For Failure-to-Investigate/Call Expert Witness Claims (Rule 3.850(e)(2))

  • Plead prejudice clearly (what the expert would have shown and why it matters).
  • If a hearing is granted:
    • At least 30 days before the hearing, name the expert(s) and provide any report to the court and the State.
    • If you cannot comply, move promptly for relief and show “good cause” (e.g., late funding, newly available testing, unavoidable delays).
  • Anticipate work-product concerns: The rule requires disclosure of “any report.” If no written report exists, consider a sworn summary from the expert; if one exists, disclosure is required.

For DNA-Testing Appeals (Rule 3.853(f))

  • Defendant’s appeal: 30 days from rendition of the final order.
  • State’s appeal: 15 days under Florida Rule of Appellate Procedure 9.140(c)(2).
  • Rehearing: A timely, authorized motion tolls rendition and therefore tolls the appeal time.
  • Final vs. nonfinal orders: Only final orders are immediately appealable; nonfinal orders should include language advising no immediate appeal lies.
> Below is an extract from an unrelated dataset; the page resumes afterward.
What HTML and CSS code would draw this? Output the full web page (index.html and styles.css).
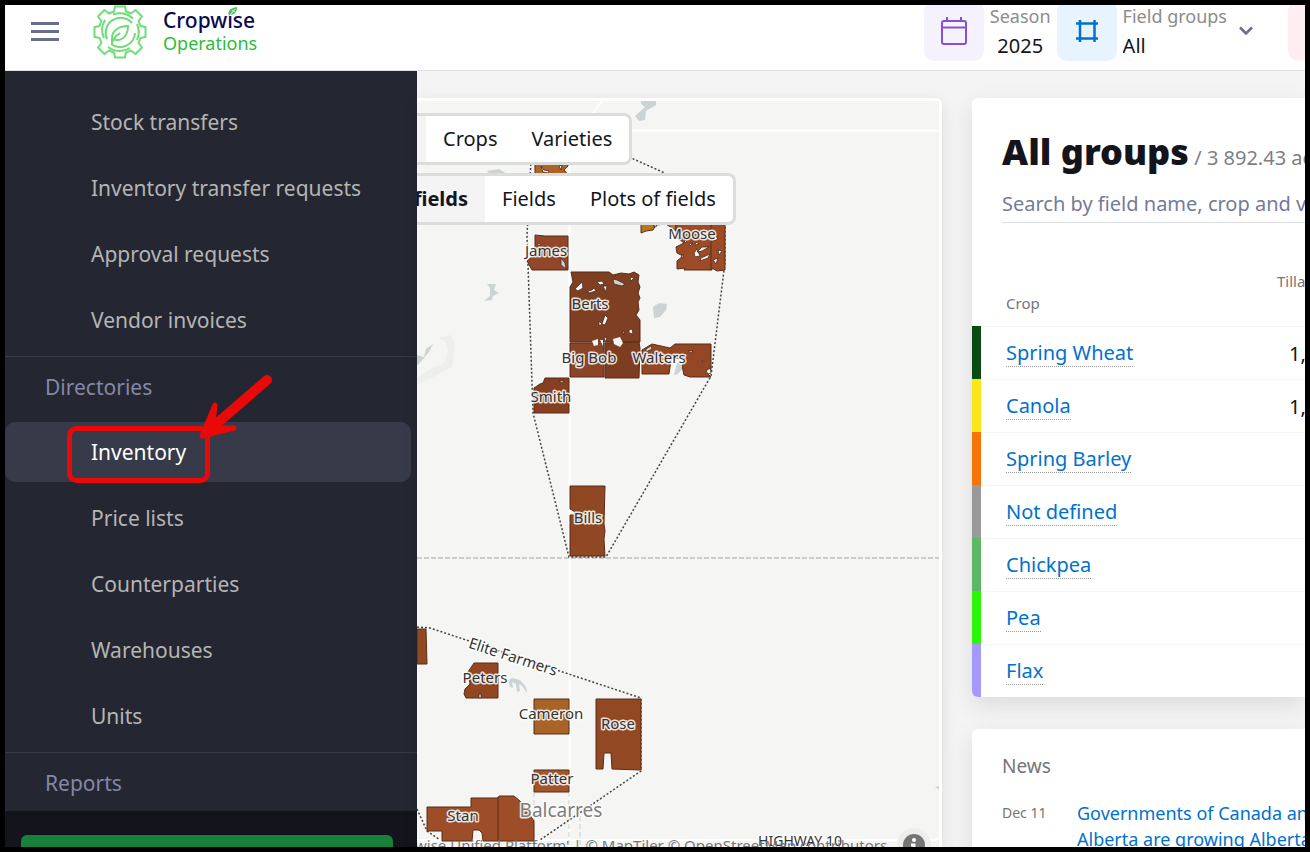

Open Questions and Implementation Nuances

  • What qualifies as “any report”? The rule does not define the term. In practice, any written opinions, analyses, or summaries prepared by the expert should be disclosed. If the expert has not reduced opinions to writing, consider whether a declaration should be created to avoid disputes.
  • Good cause standard: The Court does not define “good cause.” Expect trial courts to consider diligence, materiality, funding constraints (especially for indigent defendants), and whether the delay prejudices the State or the court’s ability to conduct a fair hearing.
  • Retroactivity and pending cases: Procedural rule changes typically apply to proceedings occurring after the effective date, including pending cases as of that date. Practitioners should assume the 30-day expert disclosure requirement will govern evidentiary hearings held on or after January 1, 2026, even if the motion was filed earlier, unless a court orders otherwise for good cause.
  • Capital postconviction practice: These amendments affect Rule 3.850 (noncapital) and Rule 3.853. Rule 3.851 (capital) is not amended here, though similar pleading/disclosure concepts may be considered in future rulemaking.

Conclusion

The Florida Supreme Court’s 2025 amendments bring clarity and discipline to postconviction litigation. By:

  • Reorganizing newly discovered evidence pleading in a dedicated subdivision with clear affidavit requirements;
  • Imposing explicit, detailed pleading obligations for failure-to-call-witness IAC claims and adding a firm pre-hearing expert identification/report disclosure timeline with a good-cause safety valve; and
  • Clarifying the defendant’s 30-day appeal period in DNA-testing cases and aligning the rule with the State’s 15-day appellate window under Rule 9.140(c)(2),

the Court reduces uncertainty and curbs speculative claims, enhancing the fairness and efficiency of postconviction proceedings. Substantive standards under Strickland and Jones remain unchanged, but litigants must now meet heightened procedural specificity. The amendments will require earlier investigation and expert engagement by the defense, better preparation by the State, and more streamlined evidentiary hearings for trial courts. Practitioners should update templates, training, and case management practices ahead of the January 1, 2026 effective date. The filing of a motion for rehearing will not alter that effective date.

Key Takeaways

  • 3.850(d): Newly discovered evidence claims must include affidavits or a detailed explanation of unavailability.
  • 3.850(e): Failure-to-call-witness IAC claims now have explicit pleading elements; expert-related claims carry a 30-day pre-hearing naming/report requirement, with dismissal risk absent good cause.
  • 3.853(f): Defendants get 30 days from rendition to appeal; the State’s time is 15 days under Rule 9.140(c)(2).
  • Effective date: January 1, 2026, 12:01 a.m.; motions for rehearing do not alter the effective date of these amendments.